ABSTRACT
Natural attenuation of petroleum hydrocarbons in groundwater has been extensively investigated (Davis et al., 1999 and Wiedemeier et al., 1999). Here, for the first time, the sustainability of natural attenuation processes acting on contaminant plumes associated with large and complex Light Non-Aqueous Phase Liquid (LNAPL) source zones in a coastal carbonate aquifer where methanogenesis is the dominant degradation process. The research was complicated by multiple LNAPL source zones, variable groundwater recharge rates and a layered sand aquifer which sustains vertically-downward migration to an underlying limestone unit through a separating clay aquitard.
Multilevel Samplers (MLS) were sampled over three years to characterise the distribution of the multicomponent hydrocarbon groundwater plume and geochemical indicators. A transient three-dimensional site-wide groundwater model was constructed, and alternative hydrogeological models were studied to identify the most plausible conceptual model generating the observed plume behavior and biogeochemical response. Hydrogeological and hydrochemical information were integrated into a two-dimensional cross-sectional reactive transport model assuming a multi-component dissolving NAPL source; using PHT3D (Frommer et al., 2003) for a selected 2D depth transect along the main flow direction. Physical transport and reactive model parameters were constrained using the chemical concentrations observed in the field. Over 100 calibration trials were undertaken.

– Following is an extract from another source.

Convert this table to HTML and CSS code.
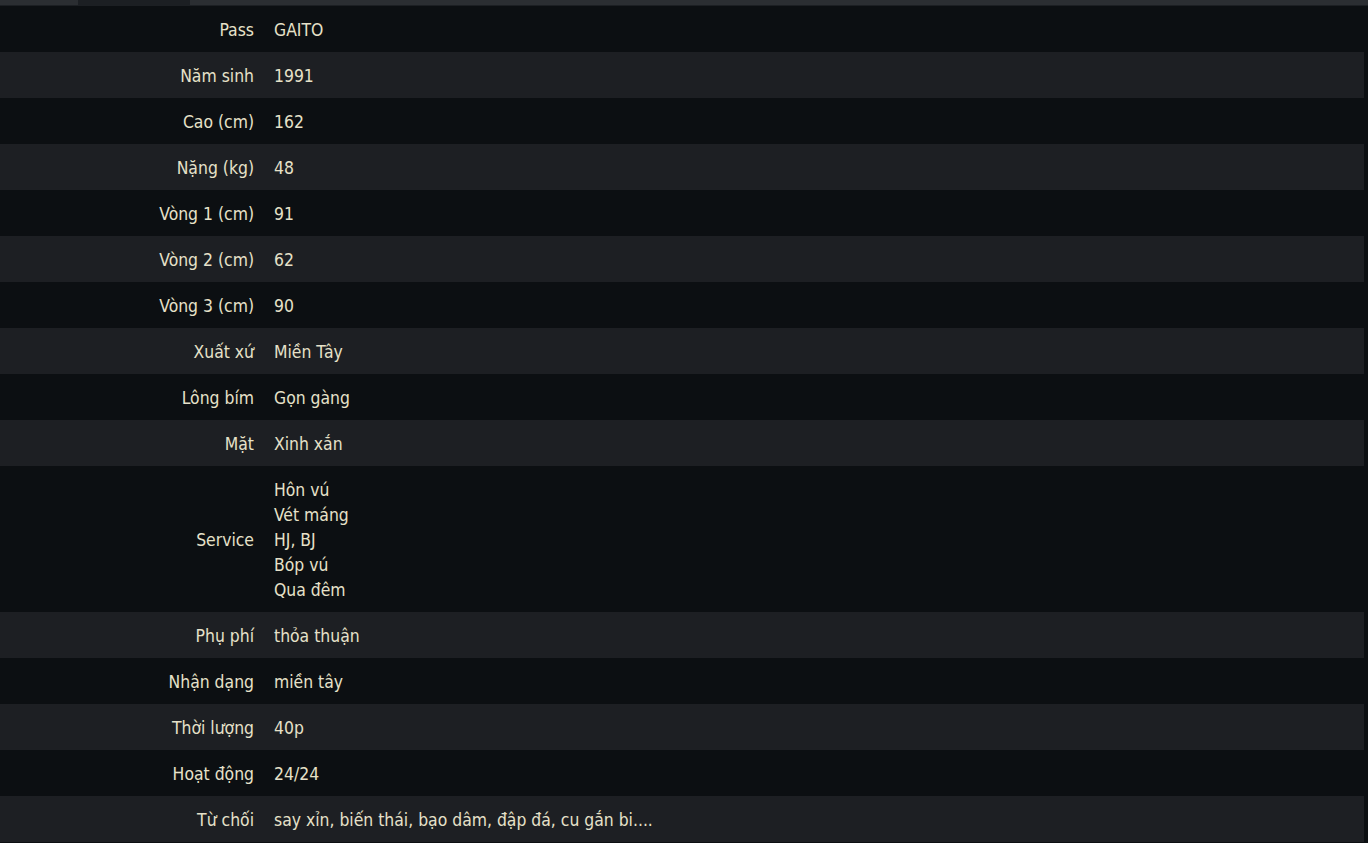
FILE: index.html
```html
<!DOCTYPE html>
<html lang="vi">
<head>
    <meta charset="UTF-8">
    <meta name="viewport" content="width=device-width, initial-scale=1.0">
    <title>Thông tin</title>
    <link rel="stylesheet" href="styles.css">
</head>
<body>
    <div class="tabbar">
        <span class="tab active"></span>
    </div>

    <table class="info-table">
        <tr><th>Pass</th><td>GAITO</td></tr>
        <tr><th>Năm sinh</th><td>1991</td></tr>
        <tr><th>Cao (cm)</th><td>162</td></tr>
        <tr><th>Nặng (kg)</th><td>48</td></tr>
        <tr><th>Vòng 1 (cm)</th><td>91</td></tr>
        <tr><th>Vòng 2 (cm)</th><td>62</td></tr>
        <tr><th>Vòng 3 (cm)</th><td>90</td></tr>
        <tr><th>Xuất xứ</th><td>Miền Tây</td></tr>
        <tr><th>Lông bím</th><td>Gọn gàng</td></tr>
        <tr><th>Mặt</th><td>Xinh xắn</td></tr>
        <tr>
            <th>Service</th>
            <td>Hôn vú<br>Vét máng<br>HJ, BJ<br>Bóp vú<br>Qua đêm</td>
        </tr>
        <tr><th>Phụ phí</th><td>thỏa thuận</td></tr>
        <tr><th>Nhận dạng</th><td>miền tây</td></tr>
        <tr><th>Thời lượng</th><td>40p</td></tr>
        <tr><th>Hoạt động</th><td>24/24</td></tr>
        <tr><th>Từ chối</th><td>say xỉn, biến thái, bạo dâm, đập đá, cu gắn bi....</td></tr>
    </table>
</body>
</html>
```

FILE: styles.css
```css
body {
    font-family: 'DejaVu Sans Condensed', 'DejaVu Sans', Tahoma, sans-serif;
    background-color: #0c0f12;
    color: #e6e1c9;
    margin: 0;
    padding: 0;
    font-size: 17.4px;
}
.tabbar {
    height: 5px;
    background-color: #2b2e32;
    border-bottom: 1px solid #1c1f23;
    padding-left: 78px;
    display: flex;
}
.tab {
    width: 112px;
    height: 5px;
}
.tab.active {
    background-color: #1c1f23;
}
.info-table {
    width: 1364px;
    border-collapse: collapse;
    border-spacing: 0;
}
.info-table tr:nth-child(even) {
    background-color: #1d1f23;
}
.info-table th,
.info-table td {
    padding: 11.5px 10px 9.5px;
    line-height: 25px;
    vertical-align: middle;
}
.info-table th {
    width: 244px;
    text-align: right;
    font-weight: normal;
}
.info-table td {
    text-align: left;
}
```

Scenario-modelling showed that discontinuities in the clay aquitard could sustain the necessary vertical gradients without expressing as "sinks" in site-scale water table contour maps. Despite uncertainties, the reactive transport simulations were able to reproduce the general features of the observed MLS data. Toluene and the xylene isomers were virtually degraded within the LNAPL source area. Consistent with observed data, simulations showed sulphate was consumed at the plume fringe, and bicarbonate and methane were produced within the plume core. Steep gradients illustrated the effect of low dispersion coefficients. The reactive transport simulations show that calcium was consumed and calcite precipitated under methanogenic conditions. Methanogenesis accounted for 84% of the mass removed by biodegradation, while the remainder was due to sulphate reduction. Calcite appears to precipitate during hydrocarbon biodegradation due to the high concentration of bicarbonate and sulphate In the groundwater. This behavior differs from previously reported studies. The hydrocarbon plume in this study was evidently stable in its extent and the degradation reactions appeared sustainable.